Behavioural interactions selecting for symmetry and asymmetry in sexual reproductive systems of eusocial species

Lars Witting

Abstract: Understanding the life-history complex of eusociality has remained an enduring problem in evolutionary ecology, partially because natural selection models have considered traits in relative isolation. I aim for a more inclusive model that uses ecological interactions to predict the evolutionary existence of sexual reproduction, sexual reproduction asymmetry, and sex ratios in eusocial species. Using a two-level selection process, with within-population selection on the sex ratio of the sexual caste and between-population selection on the worker sex ratio and the degree of sexual reproduction asymmetry, it is found that a male-haploid genome and a worker caste of pure females is the evolutionary optimum of most initial conditions when, like in eusocial hymenoptera, there is no pair bond between the sexual male and female.
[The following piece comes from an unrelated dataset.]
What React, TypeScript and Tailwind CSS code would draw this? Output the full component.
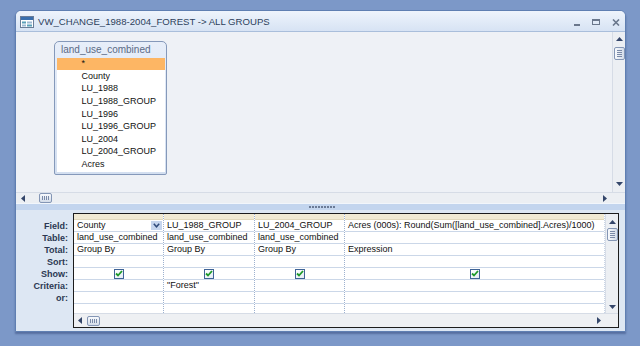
import React from 'react';

const F = "font-['Liberation_Sans',Arial,sans-serif]";

function Tri({ dir }: { dir: 'up' | 'down' | 'left' | 'right' }) {
  const c = '#34466a';
  if (dir === 'up')
    return (
      <svg width="7" height="4" viewBox="0 0 7 4"><path d="M0 4L3.5 0L7 4Z" fill={c} /></svg>
    );
  if (dir === 'down')
    return (
      <svg width="7" height="4" viewBox="0 0 7 4"><path d="M0 0L3.5 4L7 0Z" fill={c} /></svg>
    );
  if (dir === 'left')
    return (
      <svg width="4" height="7" viewBox="0 0 4 7"><path d="M4 0L0 3.5L4 7Z" fill={c} /></svg>
    );
  return (
    <svg width="4" height="7" viewBox="0 0 4 7"><path d="M0 0L4 3.5L0 7Z" fill={c} /></svg>
  );
}

function VThumb() {
  return (
    <div className="w-[11px] h-[13px] shrink-0 rounded-[2px] border border-[#8496b5] bg-gradient-to-r from-[#f8fafd] to-[#d3dce9] flex flex-col items-center justify-center gap-[1px]">
      {[0, 1, 2, 3].map((i) => (
        <div key={i} className="w-[5px] h-px bg-[#7a8aa8]" />
      ))}
    </div>
  );
}

function HThumb() {
  return (
    <div className="w-[13px] h-[10px] shrink-0 rounded-[2px] border border-[#8496b5] bg-gradient-to-b from-[#f8fafd] to-[#d3dce9] flex flex-row items-center justify-center gap-[1px]">
      {[0, 1, 2, 3].map((i) => (
        <div key={i} className="w-px h-[4px] bg-[#7a8aa8]" />
      ))}
    </div>
  );
}

function Check() {
  return (
    <div className="w-[10px] h-[10px] border border-[#3f6396] bg-gradient-to-br from-[#ffffff] to-[#e3ebf5] flex items-center justify-center">
      <svg width="8" height="7" viewBox="0 0 8 7">
        <path d="M1 3.5L3 5.5L7 1" stroke="#1e9a2a" strokeWidth="1.8" fill="none" />
      </svg>
    </div>
  );
}

function TitleIcon() {
  return (
    <svg width="14" height="12" viewBox="0 0 14 12">
      <rect x="0.5" y="0.5" width="13" height="11" fill="#ffffff" stroke="#6a7d98" />
      <rect x="1" y="1" width="12" height="3" fill="#3a6fae" />
      <rect x="2" y="5.5" width="4" height="2" fill="#5aa0b8" />
      <rect x="7" y="5.5" width="5" height="2" fill="#9db9d4" />
      <rect x="2" y="8.5" width="4" height="2" fill="#9db9d4" />
      <rect x="7" y="8.5" width="5" height="2" fill="#5aa0b8" />
    </svg>
  );
}

const fields = [
  'County',
  'LU_1988',
  'LU_1988_GROUP',
  'LU_1996',
  'LU_1996_GROUP',
  'LU_2004',
  'LU_2004_GROUP',
  'Acres',
];

const labels = ['Field:', 'Table:', 'Total:', 'Sort:', 'Show:', 'Criteria:', 'or:'];

type Col = { w: string; cells: string[]; dd?: boolean; last?: boolean };
const cols: Col[] = [
  { w: 'w-[90px]', cells: ['County', 'land_use_combined', 'Group By', '', 'check', '', ''], dd: true },
  { w: 'w-[91px]', cells: ['LU_1988_GROUP', 'land_use_combined', 'Group By', '', 'check', '"Forest"', ''] },
  { w: 'w-[90px]', cells: ['LU_2004_GROUP', 'land_use_combined', 'Group By', '', 'check', '', ''] },
  {
    w: 'w-[260px]',
    cells: ['Acres (000s): Round(Sum([land_use_combined].Acres)/1000)', '', 'Expression', '', 'check', '', ''],
    last: true,
  },
];

export default function App() {
  return (
    <div className={`w-[640px] h-[346px] bg-[#7c98c8] pt-[10px] pl-[15px] overflow-hidden ${F}`}>
      <div className="w-[611px] h-[322px] border border-[#5f7fb2] rounded-t-[6px] bg-[#dde7f3] flex flex-col overflow-hidden shadow-[0_2px_2px_rgba(40,60,110,0.45)]">
        {/* Title bar */}
        <div className="h-[21px] shrink-0 border-b border-[#a9bedb] bg-gradient-to-b from-[#eef4fc] to-[#d7e3f4] flex items-center pl-[4px] pr-[5px] pt-[2px]">
          <TitleIcon />
          <span className="ml-[4px] text-[9.6px] text-[#2d3f5c] whitespace-nowrap">
            VW_CHANGE_1988-2004_FOREST -&gt; ALL GROUPS
          </span>
          <div className="flex-1" />
          <div className="flex items-center gap-[12px]">
            <div className="w-[6px] h-[2px] bg-[#6a778c] mt-[5px]" />
            <div className="w-[8px] h-[6px] border border-[#6a778c] border-t-[2px]" />
            <svg width="8" height="7" viewBox="0 0 8 7">
              <path d="M1 0.5L7 6.5M7 0.5L1 6.5" stroke="#6a778c" strokeWidth="1.6" />
            </svg>
          </div>
        </div>

        {/* Upper pane */}
        <div className="h-[171px] shrink-0 flex flex-col">
          <div className="h-[160px] flex">
            <div className="flex-1 bg-[#eef1f6]">
              <div className="ml-[38px] mt-[9px] w-[113px] h-[134px] border border-[#8599ba] rounded-t-[5px] rounded-b-[2px] bg-gradient-to-b from-[#e7eef9] to-[#d3dff0] flex flex-col">
                <div className="h-[16px] shrink-0 pl-[6px] flex items-center text-[10px] text-[#5b6b86] leading-none">
                  land_use_combined
                </div>
                <div className="flex-1 mx-[1.5px] mb-[2px] bg-white flex flex-col">
                  <div className="h-[12px] shrink-0 bg-[#fdb664] pl-[25px] text-[9px] leading-[10px] text-[#111]">*</div>
                  {fields.map((f) => (
                    <div key={f} className="h-[12.6px] shrink-0 pl-[25px] flex items-center text-[9px] text-[#111] leading-none">
                      {f}
                    </div>
                  ))}
                </div>
              </div>
            </div>
            <div className="w-[13px] shrink-0 bg-[#eceff3] border-l border-[#d6dce6] flex flex-col items-center pt-[5px] pb-[6px]">
              <Tri dir="up" />
              <div className="mt-[6px]">
                <VThumb />
              </div>
              <div className="flex-1" />
              <Tri dir="down" />
            </div>
          </div>
          <div className="h-[11px] flex">
            <div className="flex-1 bg-[#eceff3] border-t border-[#d6dce6] flex items-center pl-[5px] pr-[5px]">
              <Tri dir="left" />
              <div className="ml-[14px]">
                <HThumb />
              </div>
              <div className="flex-1" />
              <Tri dir="right" />
            </div>
            <div className="w-[13px] bg-[#eceff3] border-t border-[#d6dce6]" />
          </div>
        </div>

        {/* Splitter */}
        <div className="h-[7px] shrink-0 bg-[#c3d5ee] border-t border-[#f2f6fb] flex items-center justify-center">
          <div className="flex gap-[1px] ml-[2px]">
            {[0, 1, 2, 3, 4, 5, 6, 7, 8].map((i) => (
              <div key={i} className="w-[2px] h-[2px] bg-[#6b7b96]" />
            ))}
          </div>
        </div>

        {/* Lower pane */}
        <div className="flex-1 flex pt-[3px]">
          <div className="w-[57px] shrink-0 flex flex-col pt-[7px] pr-[5px]">
            {labels.map((l) => (
              <div key={l} className="h-[12px] flex items-center justify-end text-[9px] font-bold text-[#2b3852] leading-none">
                {l}
              </div>
            ))}
          </div>
          <div className="w-[546px] h-[115px] shrink-0 border border-[#1c1c1c] bg-white flex flex-col">
            <div className="h-[99px] flex">
              {cols.map((c, ci) => (
                <div
                  key={ci}
                  className={`${c.w} shrink-0 flex flex-col border-r border-dotted ${c.last ? 'border-[#c9d5e6]' : 'border-[#9db1cf]'}`}
                >
                  <div className="h-[6px] shrink-0 bg-[#f1ead3] border-b border-[#e2d9bc]" />
                  {c.cells.map((t, ri) => (
                    <div
                      key={ri}
                      className={`h-[12px] shrink-0 border-b border-[#cbd7e8] flex items-center text-[9px] text-[#111] leading-none whitespace-nowrap overflow-hidden ${t === 'check' ? 'justify-center' : 'pl-[3px]'}`}
                    >
                      {t === 'check' ? (
                        <Check />
                      ) : (
                        <>
                          <span className="flex-1">{t}</span>
                          {c.dd && ri === 0 ? (
                            <div className="w-[11px] h-[9px] mr-[1px] bg-[#c5d5ee] flex items-center justify-center">
                              <svg width="7" height="5" viewBox="0 0 7 5">
                                <path d="M0.8 0.8L3.5 3.8L6.2 0.8" stroke="#2f4a7a" strokeWidth="1.5" fill="none" />
                              </svg>
                            </div>
                          ) : null}
                        </>
                      )}
                    </div>
                  ))}
                  <div className="flex-1" />
                </div>
              ))}
              <div className="w-[13px] shrink-0 bg-[#eceff3] border-l border-[#d6dce6] flex flex-col items-center pt-[6px] pb-[4px]">
                <Tri dir="up" />
                <div className="mt-[4px]">
                  <VThumb />
                </div>
                <div className="flex-1" />
                <Tri dir="down" />
              </div>
            </div>
            <div className="flex-1 flex">
              <div className="flex-1 bg-[#eef0f3] border-t border-[#d6dce6] flex items-center pl-[4px] pr-[4px]">
                <Tri dir="left" />
                <div className="ml-[5px]">
                  <HThumb />
                </div>
                <div className="flex-1" />
                <Tri dir="right" />
              </div>
              <div className="w-[13px] bg-[#eef0f3] border-t border-[#d6dce6]" />
            </div>
          </div>
        </div>
      </div>
    </div>
  );
}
That a diploid genome and a worker caste with both males and females is the evolutionary optimum of most initial conditions when, like in eusocial termites, there is a pair bond. That sex-linked genomes may evolve in diploid eusocials, and that the model will not generally maintain sexual reproduction by itself. These results hold for ploidy-levels that behave as quantitative or discrete traits, over a relatively wide range of the relative investment in a sexual male versus sexual female, and for partial sexual systems where the genomic portion with diploid inheritance is either fixed or random.